Young Bill had better luck in anthropology, a class he initially had no interest in taking and ended up adoring. “I remember really wanting to go to that class,” he said. “I realized that going off the beaten path sometimes isn’t a bad thing. Andover gave me an appreciation of a lot of different things.”
He was grinding in the classroom just as surely as he was grinding on the football field, where Steve Sorota, the longtime head coach, had a way of seamlessly integrating the one-year postgraduates into his program. Belichick was particularly impressed with Sorota’s ability to keep the incumbents happy while sometimes replacing them with PGs, who were often regarded as ringers.
A smallish man, Sorota was a former teammate of Vince Lombardi’s at Fordham, but he was not a practitioner of Lombardi’s game-day decorum. He was forever a taciturn figure on the sideline, a thinker in rimless glasses, and a mental error by one of his players was more likely to be met with a piercing glare than a shout of “What the hell is going on out here?”
Gay said Sorota “never waved his arms. He just stood there and managed things.” In fact, said Stratis Falangas, the left tackle, “I don’t think I ever heard Sorota raise his voice.”

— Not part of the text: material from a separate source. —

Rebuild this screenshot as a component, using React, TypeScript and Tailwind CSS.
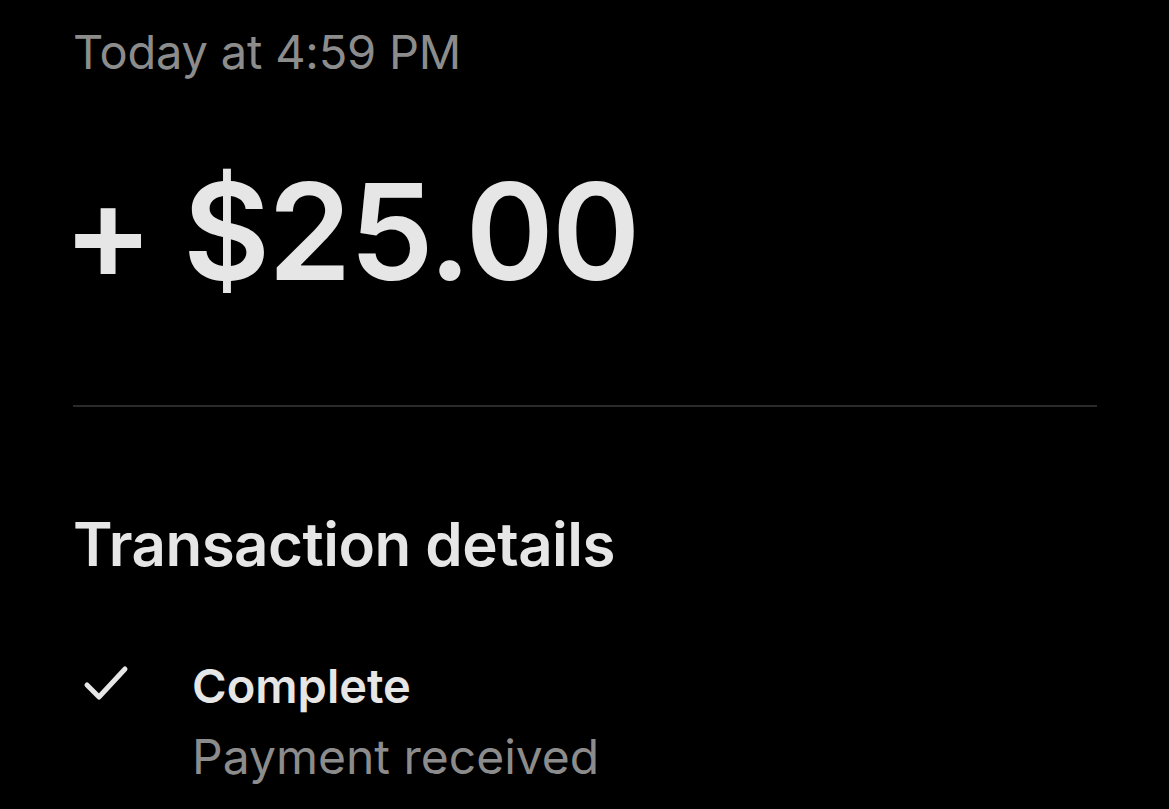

Despite the clear academic priorities, they took their football pretty seriously at Andover, where Sorota presided over a varsity team and as many as six junior varsity teams. Sorota was a tough guy from a tough town—Lowell, Massachusetts—but he wasn’t Al Laramore at Annapolis. “It was not ‘my way or the highway,’” said Tim Callard, one of his assistants. And Sorota wasn’t married to a singular style of play, either.